Pfizer and US President Donald Trump said they had cut a deal in which the US-based drugmaker agreed to lower prescription drug prices in the Medicaid programme to what it charges in other developed countries in exchange for tariff relief.
Trump also said Pfizer would offer that most-favoured-nation pricing on all new drugs launched in the US and flagged that other drugmakers will follow suit.
Shares of Pfizer rose more than 6%, and the news lifted Eli Lilly, Merck, Amgen, AbbVie and GSK shares on Wall Street overnight as well on investor relief that they would escape the worst of tariffs.
US patients currently pay by far the most for prescription medicines, often nearly three times more than in other developed nations, and Trump has been pressuring drugmakers to lower their prices to what patients pay elsewhere.
Pfizer will be part of the White House's new direct-to-consumer website for Americans to buy drugs, called TrumpRx, that will launch in 2026.
"The United States is done subsidising the healthcare of the rest of the world," Trump said, speaking at an event in the Oval Office accompanied by Pfizer CEO Albert Bourla, Health Secretary Robert F Kennedy Jr and others.
Several drugmakers have already set up direct-to-consumer pricing for some of their drugs, to be listed on a new website from the US lobby group PhRMA, and raised the prices of their therapies in Britain in line with Trump's desire to offset price decreases in the US.
On September 25, Trump announced he would impose a 100% tariff on imports of branded or patented pharmaceutical products from October 1, unless a drugmaker is building a manufacturing plant in the US.
Pfizer is the first drugmaker to announce a deal. Trump sent letters to 17 leading drug companies in July telling them to slash prices to match those paid overseas. He asked them to respond with binding commitments by September 29.
Sources at five large drugmakers told Reuters the Trump-Pfizer announcement caught their companies by surprise and that they watched the White House press conference to gauge its implications.
Pfizer will invest $70 billion in research and development and domestic manufacturing and received a three-year grace period during which its products will not be subject to the pharmaceutical-targeted tariffs, "as long as, of course, we move the products here," Bourla said.
Pfizer said a large majority of its primary care treatments and some select specialty brands will be offered at savings that will range as high as 85% and on average 50%.
According to a poster on display at the event, those will include rheumatoid arthritis drug Xeljanz, which carries a list price of over $6,000 a month, migraine treatment Zavzpret, dermatitis drug Eucrisa and post-menopausal osteoporosis medication Duavee.
Drugmakers' shares rose because the price concessions are limited to Medicaid, said Daniel Barasa, portfolio manager at investment firm Gabelli Funds.
Barasa said the deal was "a highly favourable outcome for the industry.
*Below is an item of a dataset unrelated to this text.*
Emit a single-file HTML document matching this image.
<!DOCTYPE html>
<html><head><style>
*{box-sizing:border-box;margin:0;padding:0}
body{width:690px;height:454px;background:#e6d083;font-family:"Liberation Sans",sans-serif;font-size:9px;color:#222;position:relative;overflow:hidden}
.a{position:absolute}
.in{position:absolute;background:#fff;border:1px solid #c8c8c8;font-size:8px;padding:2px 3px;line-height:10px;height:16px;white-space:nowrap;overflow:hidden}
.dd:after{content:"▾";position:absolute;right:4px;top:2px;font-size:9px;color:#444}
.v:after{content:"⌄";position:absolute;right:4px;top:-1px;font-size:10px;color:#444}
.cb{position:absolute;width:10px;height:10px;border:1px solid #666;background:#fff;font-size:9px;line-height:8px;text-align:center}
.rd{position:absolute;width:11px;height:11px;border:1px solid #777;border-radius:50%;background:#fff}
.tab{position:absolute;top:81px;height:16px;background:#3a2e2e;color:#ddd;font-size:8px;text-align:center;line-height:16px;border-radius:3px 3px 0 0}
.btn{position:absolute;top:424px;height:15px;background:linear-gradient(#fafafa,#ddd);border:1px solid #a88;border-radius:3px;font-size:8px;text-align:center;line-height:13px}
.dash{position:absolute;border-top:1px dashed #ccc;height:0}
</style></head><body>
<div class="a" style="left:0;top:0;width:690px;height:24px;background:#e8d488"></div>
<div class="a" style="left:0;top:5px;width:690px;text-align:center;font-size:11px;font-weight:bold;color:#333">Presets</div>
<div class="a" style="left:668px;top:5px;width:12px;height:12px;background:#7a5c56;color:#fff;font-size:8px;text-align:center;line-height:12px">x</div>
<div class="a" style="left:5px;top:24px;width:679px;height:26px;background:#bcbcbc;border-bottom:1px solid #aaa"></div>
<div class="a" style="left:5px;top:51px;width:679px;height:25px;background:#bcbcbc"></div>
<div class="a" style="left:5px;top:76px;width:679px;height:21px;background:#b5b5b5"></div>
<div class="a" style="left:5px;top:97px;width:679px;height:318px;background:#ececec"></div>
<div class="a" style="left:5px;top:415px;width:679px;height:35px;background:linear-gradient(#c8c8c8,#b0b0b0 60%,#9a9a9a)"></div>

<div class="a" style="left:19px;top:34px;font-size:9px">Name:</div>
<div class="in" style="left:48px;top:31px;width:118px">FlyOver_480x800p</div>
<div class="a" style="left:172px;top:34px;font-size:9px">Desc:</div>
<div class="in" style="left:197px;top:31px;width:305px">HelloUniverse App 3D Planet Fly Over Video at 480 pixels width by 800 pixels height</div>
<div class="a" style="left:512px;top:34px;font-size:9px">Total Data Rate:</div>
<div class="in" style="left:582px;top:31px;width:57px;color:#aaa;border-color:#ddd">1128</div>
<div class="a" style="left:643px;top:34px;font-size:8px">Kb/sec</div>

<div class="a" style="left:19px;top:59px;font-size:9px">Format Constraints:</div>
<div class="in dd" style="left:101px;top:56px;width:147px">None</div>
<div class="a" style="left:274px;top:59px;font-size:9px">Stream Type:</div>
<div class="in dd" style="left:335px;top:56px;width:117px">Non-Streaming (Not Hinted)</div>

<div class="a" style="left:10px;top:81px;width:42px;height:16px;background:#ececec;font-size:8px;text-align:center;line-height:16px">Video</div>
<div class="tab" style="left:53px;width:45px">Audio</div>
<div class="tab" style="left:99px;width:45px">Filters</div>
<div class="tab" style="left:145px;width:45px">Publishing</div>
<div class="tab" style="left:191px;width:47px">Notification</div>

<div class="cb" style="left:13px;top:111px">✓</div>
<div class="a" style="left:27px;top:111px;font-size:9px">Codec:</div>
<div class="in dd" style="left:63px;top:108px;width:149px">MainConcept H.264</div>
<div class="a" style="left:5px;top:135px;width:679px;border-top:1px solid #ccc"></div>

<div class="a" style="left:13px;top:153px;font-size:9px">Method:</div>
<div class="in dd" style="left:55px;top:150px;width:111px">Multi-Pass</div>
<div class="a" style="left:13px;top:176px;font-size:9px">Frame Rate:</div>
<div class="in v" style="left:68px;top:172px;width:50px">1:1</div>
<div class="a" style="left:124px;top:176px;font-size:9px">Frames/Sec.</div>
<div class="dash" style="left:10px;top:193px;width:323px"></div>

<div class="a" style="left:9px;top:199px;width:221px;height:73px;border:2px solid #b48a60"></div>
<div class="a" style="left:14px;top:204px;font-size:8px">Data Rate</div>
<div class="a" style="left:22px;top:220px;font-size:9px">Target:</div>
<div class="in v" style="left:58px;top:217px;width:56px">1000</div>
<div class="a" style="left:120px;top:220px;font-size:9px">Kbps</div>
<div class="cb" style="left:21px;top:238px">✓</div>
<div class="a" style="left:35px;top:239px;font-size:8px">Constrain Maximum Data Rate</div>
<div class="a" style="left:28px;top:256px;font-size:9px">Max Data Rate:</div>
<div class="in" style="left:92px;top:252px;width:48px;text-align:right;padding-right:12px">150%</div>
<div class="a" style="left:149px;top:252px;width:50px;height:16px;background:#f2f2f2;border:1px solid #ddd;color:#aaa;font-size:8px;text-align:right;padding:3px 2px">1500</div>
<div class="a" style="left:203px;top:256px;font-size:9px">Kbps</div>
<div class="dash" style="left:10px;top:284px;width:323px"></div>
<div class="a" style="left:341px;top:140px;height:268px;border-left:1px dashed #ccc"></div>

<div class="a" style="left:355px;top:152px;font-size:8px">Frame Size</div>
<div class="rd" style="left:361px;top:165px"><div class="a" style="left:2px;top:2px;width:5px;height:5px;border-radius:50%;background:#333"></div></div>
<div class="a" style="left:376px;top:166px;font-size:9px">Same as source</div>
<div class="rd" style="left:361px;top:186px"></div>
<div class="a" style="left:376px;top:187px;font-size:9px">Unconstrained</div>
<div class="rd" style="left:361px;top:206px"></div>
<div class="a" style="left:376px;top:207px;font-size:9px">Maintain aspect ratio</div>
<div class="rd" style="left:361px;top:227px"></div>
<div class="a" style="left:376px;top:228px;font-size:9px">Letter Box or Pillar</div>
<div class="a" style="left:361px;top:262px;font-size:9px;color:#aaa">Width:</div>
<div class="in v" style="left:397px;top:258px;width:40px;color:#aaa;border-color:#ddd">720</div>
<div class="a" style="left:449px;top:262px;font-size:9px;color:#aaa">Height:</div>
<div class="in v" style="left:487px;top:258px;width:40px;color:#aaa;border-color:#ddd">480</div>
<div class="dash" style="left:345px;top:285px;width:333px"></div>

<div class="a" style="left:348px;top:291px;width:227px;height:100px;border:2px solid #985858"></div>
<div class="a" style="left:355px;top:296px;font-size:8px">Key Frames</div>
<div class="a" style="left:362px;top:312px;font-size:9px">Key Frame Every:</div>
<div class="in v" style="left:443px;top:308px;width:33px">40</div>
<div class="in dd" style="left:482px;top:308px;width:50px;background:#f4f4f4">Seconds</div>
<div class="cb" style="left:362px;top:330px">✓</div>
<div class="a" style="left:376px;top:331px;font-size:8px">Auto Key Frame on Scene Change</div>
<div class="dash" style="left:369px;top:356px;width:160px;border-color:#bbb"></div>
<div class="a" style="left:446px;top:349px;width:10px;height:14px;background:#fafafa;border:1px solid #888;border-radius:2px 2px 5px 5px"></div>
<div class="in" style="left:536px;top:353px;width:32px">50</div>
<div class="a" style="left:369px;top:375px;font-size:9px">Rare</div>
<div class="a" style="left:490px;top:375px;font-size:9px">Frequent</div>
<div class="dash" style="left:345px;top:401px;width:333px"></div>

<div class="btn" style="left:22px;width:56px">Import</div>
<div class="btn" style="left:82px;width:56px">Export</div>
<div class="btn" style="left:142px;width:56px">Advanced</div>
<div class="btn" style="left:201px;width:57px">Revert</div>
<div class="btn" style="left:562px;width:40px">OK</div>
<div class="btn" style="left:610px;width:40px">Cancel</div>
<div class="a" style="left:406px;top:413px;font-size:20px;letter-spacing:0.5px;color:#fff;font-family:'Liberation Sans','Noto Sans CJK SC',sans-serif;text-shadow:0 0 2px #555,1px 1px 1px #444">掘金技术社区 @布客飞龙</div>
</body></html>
Given that Medicaid already benefits from substantial discounts and rebates - exceeding 80% in certain cases - the incremental impact on manufacturers is relatively minimal."
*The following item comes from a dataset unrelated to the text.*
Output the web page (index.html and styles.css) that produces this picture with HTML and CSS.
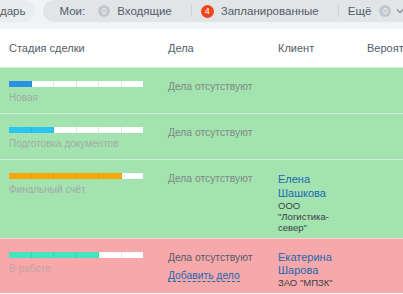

New Medicaid prices are also set to launch in 2026, a senior administration official said on a media call. The most-favoured-nation pricing is based on the lowest price paid in eight other wealthy countries after fees and rebates.
More than 70 million people are covered by Medicaid, the state and federal government programme for low-income people. But drug spending in the programme is dwarfed by that of its sister program Medicare, which covers people aged 65 and older or who have disabilities and is not included in this latest announcement.
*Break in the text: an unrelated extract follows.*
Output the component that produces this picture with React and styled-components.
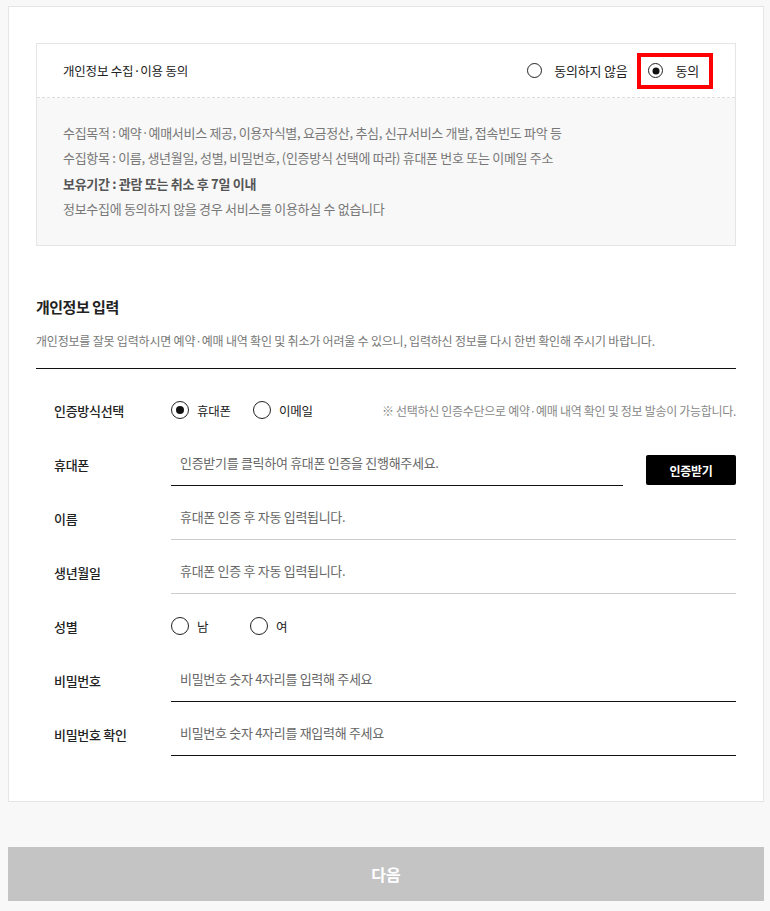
import React from "react";
import styled, { createGlobalStyle } from "styled-components";

const GlobalStyle = createGlobalStyle`
  html, body {
    margin: 0;
    padding: 0;
    background: #f8f8f8;
  }
  body {
    font-family: "Noto Sans CJK KR", "Noto Sans", sans-serif;
    color: #222;
  }
  * {
    box-sizing: border-box;
  }
`;

const Page = styled.div`
  padding: 6px 6px 10px 8px;
`;

const Panel = styled.div`
  background: #fff;
  border: 1px solid #e5e5e5;
  padding: 36px 27px 45px;
`;

/* 동의 박스 */
const AgreeBox = styled.div`
  border: 1px solid #e5e5e5;
`;

const AgreeHeader = styled.div`
  height: 54px;
  display: flex;
  align-items: center;
  justify-content: space-between;
  padding: 0 22px 0 26px;
  background: #fff;
  border-bottom: 1px dashed #ddd;
`;

const AgreeTitle = styled.span`
  font-size: 12.5px;
  letter-spacing: -0.2px;
  color: #222;
`;

const AgreeOptions = styled.div`
  display: flex;
  align-items: center;
  gap: 10px;
`;

const Option = styled.label`
  display: flex;
  align-items: center;
  gap: ${(p) => (p.$gap ? p.$gap : 12)}px;
  min-width: ${(p) => (p.$minWidth ? `${p.$minWidth}px` : "auto")};
  font-size: ${(p) => (p.$fs ? p.$fs : 12.5)}px;
  letter-spacing: -0.2px;
  color: #222;
  cursor: pointer;
`;

const Highlight = styled.div`
  display: flex;
  align-items: center;
  height: 36px;
  padding: 0 10px 0 7px;
  border: 4px solid #ff0000;
`;

const Circle = styled.span`
  position: relative;
  flex: none;
  width: ${(p) => p.$size}px;
  height: ${(p) => p.$size}px;
  border-radius: 50%;
  border: 1px solid #222;
  background: #fff;

  &::after {
    content: "";
    display: ${(p) => (p.$checked ? "block" : "none")};
    position: absolute;
    top: 50%;
    left: 50%;
    width: ${(p) => Math.round(p.$size * 0.47)}px;
    height: ${(p) => Math.round(p.$size * 0.47)}px;
    border-radius: 50%;
    background: #111;
    transform: translate(-50%, -50%);
  }
`;

const AgreeBody = styled.div`
  background: #f8f8f8;
  padding: 22px 26px 24px;
`;

const InfoLine = styled.p`
  margin: 0;
  font-size: 13px;
  line-height: 25.3px;
  letter-spacing: -0.3px;
  color: ${(p) => (p.$bold ? "#555" : "#777")};
  font-weight: ${(p) => (p.$bold ? 700 : 400)};
`;

/* 개인정보 입력 */
const Section = styled.div`
  margin-top: 51px;
`;

const SectionTitle = styled.h2`
  margin: 0;
  font-size: 15px;
  line-height: 20px;
  font-weight: 700;
  letter-spacing: -0.5px;
  color: #222;
`;

const SectionDesc = styled.p`
  margin: 15px 0 0;
  font-size: 12px;
  line-height: 18px;
  letter-spacing: -0.2px;
  color: #777;
  padding-bottom: 18px;
  border-bottom: 1px solid #111;
`;

const FormList = styled.div`
  display: flex;
  flex-direction: column;
  gap: 10px;
  padding-top: 19px;
`;

const Row = styled.div`
  display: flex;
  align-items: flex-end;
  height: 44px;
`;

const Label = styled.div`
  flex: none;
  width: 135px;
  height: 44px;
  display: flex;
  align-items: center;
  padding-left: 18px;
  font-size: 13px;
  font-weight: 500;
  letter-spacing: -0.3px;
  color: #222;
`;

const Field = styled.div`
  flex: 1;
  height: 44px;
  display: flex;
  align-items: center;
  gap: ${(p) => (p.$gap ? p.$gap : 0)}px;
`;

const Input = styled.input`
  flex: 1;
  height: 44px;
  padding: 0 0 2px 9px;
  border: none;
  border-bottom: 1px solid ${(p) => (p.$muted ? "#ccc" : "#111")};
  background: transparent;
  font-family: inherit;
  font-size: 13px;
  letter-spacing: -0.3px;
  color: #222;
  outline: none;

  &::placeholder {
    color: #666;
    opacity: 1;
  }
`;

const Note = styled.span`
  margin-left: auto;
  font-size: 12px;
  letter-spacing: -0.3px;
  color: #888;
`;

const CertButton = styled.button`
  flex: none;
  align-self: flex-end;
  width: 90px;
  height: 30px;
  margin: 0 0 1px 23px;
  border: none;
  border-radius: 2px;
  background: #000;
  color: #fff;
  font-family: inherit;
  font-size: 12px;
  font-weight: 700;
  letter-spacing: -0.3px;
  cursor: pointer;
`;

const NextButton = styled.button`
  display: block;
  width: 100%;
  height: 54px;
  margin-top: 45px;
  border: none;
  background: #c4c4c4;
  color: #fff;
  font-family: inherit;
  font-size: 16px;
  font-weight: 700;
  cursor: pointer;
`;

const Radio = ({ size = 18, checked, gap, minWidth, fontSize, children }) => (
  <Option $gap={gap} $minWidth={minWidth} $fs={fontSize}>
    <Circle $size={size} $checked={checked} />
    {children}
  </Option>
);

const App = () => {
  return (
    <Page>
      <GlobalStyle />
      <Panel>
        <AgreeBox>
          <AgreeHeader>
            <AgreeTitle>개인정보 수집·이용 동의</AgreeTitle>
            <AgreeOptions>
              <Radio size={15} fontSize={13}>
                동의하지 않음
              </Radio>
              <Highlight>
                <Radio size={15} fontSize={13} checked>
                  동의
                </Radio>
              </Highlight>
            </AgreeOptions>
          </AgreeHeader>
          <AgreeBody>
            <InfoLine>
              수집목적 : 예약·예매서비스 제공, 이용자식별, 요금정산, 추심, 신규서비스 개발, 접속빈도 파악 등
            </InfoLine>
            <InfoLine>
              수집항목 : 이름, 생년월일, 성별, 비밀번호, (인증방식 선택에 따라) 휴대폰 번호 또는 이메일 주소
            </InfoLine>
            <InfoLine $bold>보유기간 : 관람 또는 취소 후 7일 이내</InfoLine>
            <InfoLine>정보수집에 동의하지 않을 경우 서비스를 이용하실 수 없습니다</InfoLine>
          </AgreeBody>
        </AgreeBox>

        <Section>
          <SectionTitle>개인정보 입력</SectionTitle>
          <SectionDesc>
            개인정보를 잘못 입력하시면 예약·예매 내역 확인 및 취소가 어려울 수 있으니, 입력하신 정보를 다시 한번 확인해 주시기 바랍니다.
          </SectionDesc>

          <FormList>
            <Row>
              <Label>인증방식선택</Label>
              <Field $gap={22}>
                <Radio checked gap={8}>
                  휴대폰
                </Radio>
                <Radio gap={8}>이메일</Radio>
                <Note>※ 선택하신 인증수단으로 예약·예매 내역 확인 및 정보 발송이 가능합니다.</Note>
              </Field>
            </Row>
            <Row>
              <Label>휴대폰</Label>
              <Field>
                <Input placeholder="인증받기를 클릭하여 휴대폰 인증을 진행해주세요." />
                <CertButton>인증받기</CertButton>
              </Field>
            </Row>
            <Row>
              <Label>이름</Label>
              <Field>
                <Input $muted readOnly placeholder="휴대폰 인증 후 자동 입력됩니다." />
              </Field>
            </Row>
            <Row>
              <Label>생년월일</Label>
              <Field>
                <Input $muted readOnly placeholder="휴대폰 인증 후 자동 입력됩니다." />
              </Field>
            </Row>
            <Row>
              <Label>성별</Label>
              <Field>
                <Radio gap={8} minWidth={79}>
                  남
                </Radio>
                <Radio gap={8}>여</Radio>
              </Field>
            </Row>
            <Row>
              <Label>비밀번호</Label>
              <Field>
                <Input type="password" placeholder="비밀번호 숫자 4자리를 입력해 주세요" />
              </Field>
            </Row>
            <Row>
              <Label>비밀번호 확인</Label>
              <Field>
                <Input type="password" placeholder="비밀번호 숫자 4자리를 재입력해 주세요" />
              </Field>
            </Row>
          </FormList>
        </Section>
      </Panel>
      <NextButton>다음</NextButton>
    </Page>
  );
};

export default App;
Medicare's drug spending reached $216 billion in 2021, while Medicaid's gross spending was around $80 billion.
Anna Kaltenboeck, a health economist at Verdant Research, said that if Pfizer and other companies provide supplemental rebates to Medicaid, that could be significant, as it would support states struggling with the cost of specialty drugs.
Medicaid spends less on drugs than other payers, however, so the impact would be less dramatic than if the reductions applied to Medicare, she said.